HOA Reserves on the Balance Sheet

@Rustler 

I understand what you are saying for the balance sheet. But in our HOA, the amount to go in reserves is a percentage of the annual dues collected. How do I show the transfer as an "expense" on the P&L? I haven't been, so it is inflating the bottom line, and looking like we are just collecting $$, when in fact we are required to set the reserves aside.

Thanks!!

Linda48328
Level 2

HOA Reserves on the Balance Sheet

I have the same question.

when you look at the budget vs actual, it doesn’t take into account the amount’s transferred from operating to reserve and gives an inaccurate bottom line. 
i have the same issue with a LOC payment.
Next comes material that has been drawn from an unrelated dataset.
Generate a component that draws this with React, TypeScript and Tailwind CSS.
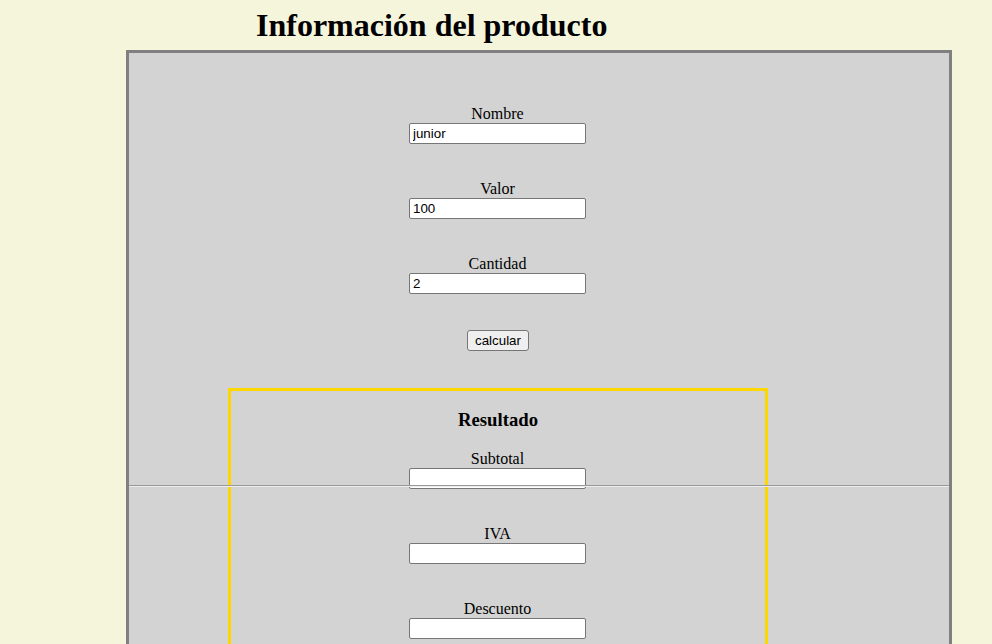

It decreases the liability and expenses the interest amount of the payment but on the budget, it doesn’t take the entire amount into consideration when using budget vs actual and makes it look like we’ve spent less money than we have.

I dont think QB is the best software for an HOA and am looking elsewhere.

 

Rainflurry
Level 13

HOA Reserves on the Balance Sheet

@Linda48328 

 

"when you look at the budget vs actual, it doesn’t take into account the amount’s transferred from operating to reserve and gives an inaccurate bottom line."

 

Are you saying that your P&L doesn't show the reserve expense?  Reserves are income when collected and an expense when moved to equity on the balance sheet.  I've been treasurer of a couple of HOAs and QB works just fine IMO.  The proper way to account for reserves is to record them as income when received and then create a journal entry that debits your Replacement Reserve expense account and credits your Replacement Reserve equity account.  That creates the offsetting expense entry on your P&L with a corresponding amount to equity on the balance sheet so those funds can be spent from there when needed.